For a finish I generally use Halfords High-Fill primer/filler, followed by Halfords primer and top coat. If you stick to one type of paint then there is no risk of incompatible types ruining your finish. Halfords also make clear varnish to suit their aerosol spray paints; this is available in both gloss and satin.

Fairey Huntsman 31

 

General notes for all methods

Finishing paper (which is also sometimes called Production Paper) is a pale grey colour. It’s manufactured from silicon carbide and can be obtained on the Internet e.g. from Toolbank  (http://www.toolbank.com/0/c/D9902) I use a selection of 180, 240, 320 and 400 for finishing wooden models. Other manufacturers may offer different grades.

When sanding a timber hull smooth prior to painting, ALWAYS wrap the paper around a flat block – never use a fold of paper in the hand (you’ll just dig grooves in the surface where your fingers are). Sand with a circular motion and let the paper do the work; don’t press on too hard. Once the paper clogs, replace it.

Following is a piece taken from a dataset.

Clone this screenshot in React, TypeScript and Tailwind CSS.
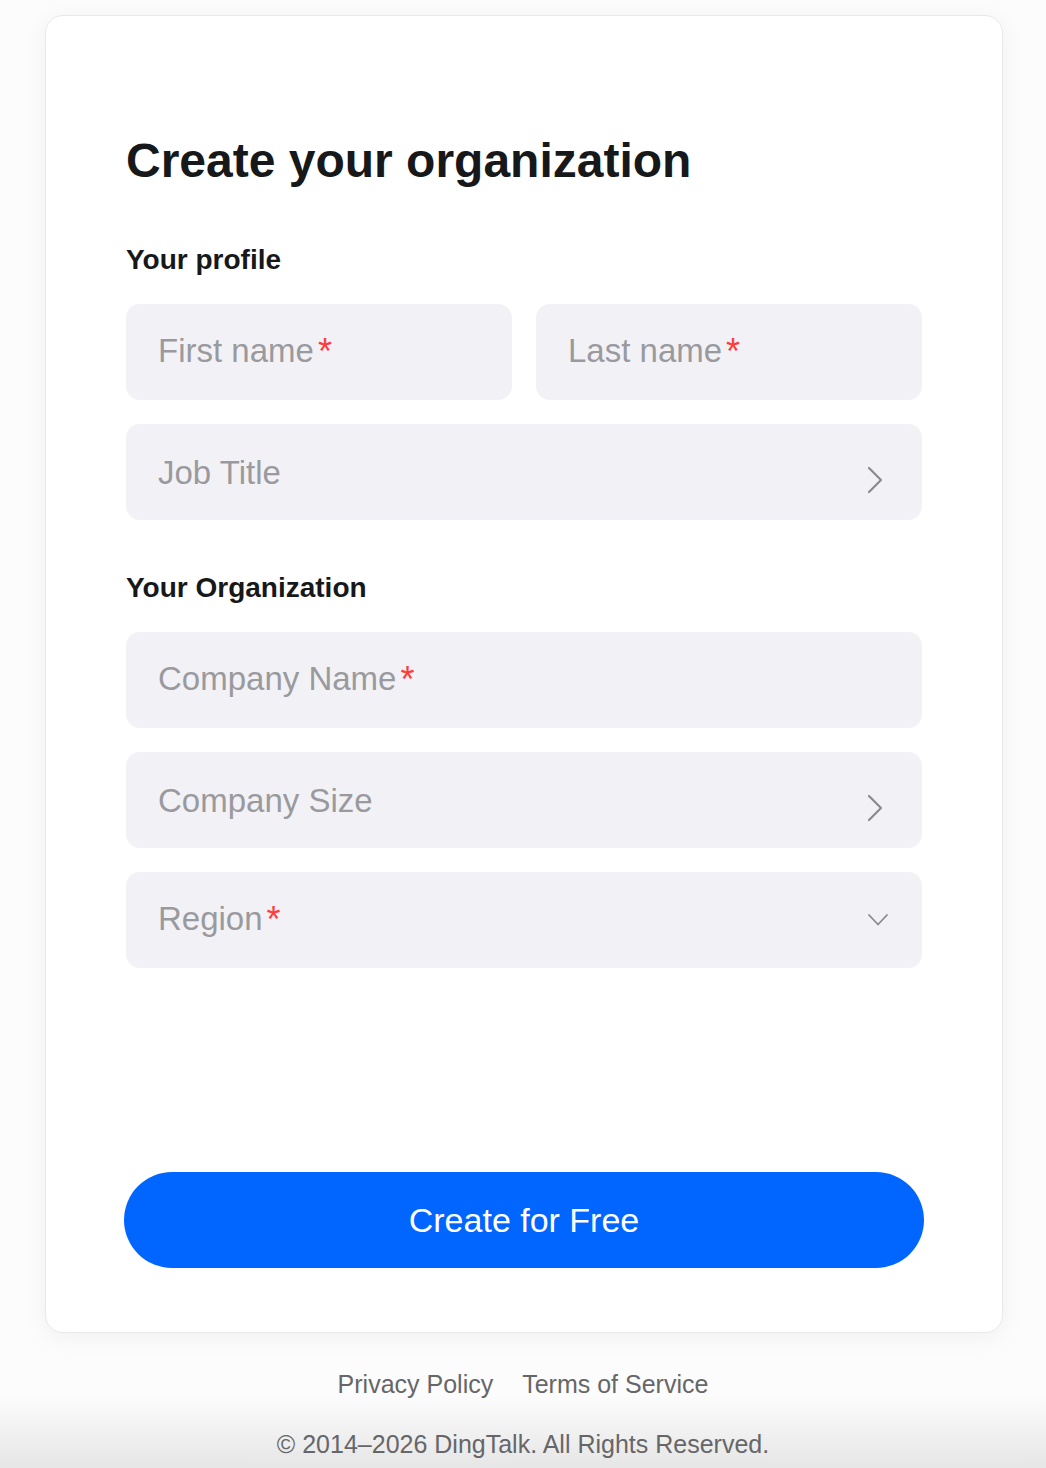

Don’t just rely on a good blow to remove dust; use a clean paint-brush on uncoated wood to brush away the dust, then go over the whole thing with the domestic vacuum cleaner, using that little round dusting brush attachment. Wash down the sanded primer and gloss coats with clean water and allow to dry naturally.

Never spray in a cold or damp atmosphere; aim for a minimum 15 degrees C. Any colder and you risk the paint crazing at a later stage; ask me how I know….. 

Always wear a proper face-mask when spraying (Machine Mart do an excellent one with replaceable filters for about £15).

THE TWO BIGGEST ENEMIES OF A DECENT PAINT-JOB ARE DUST AND IMPATIENCE.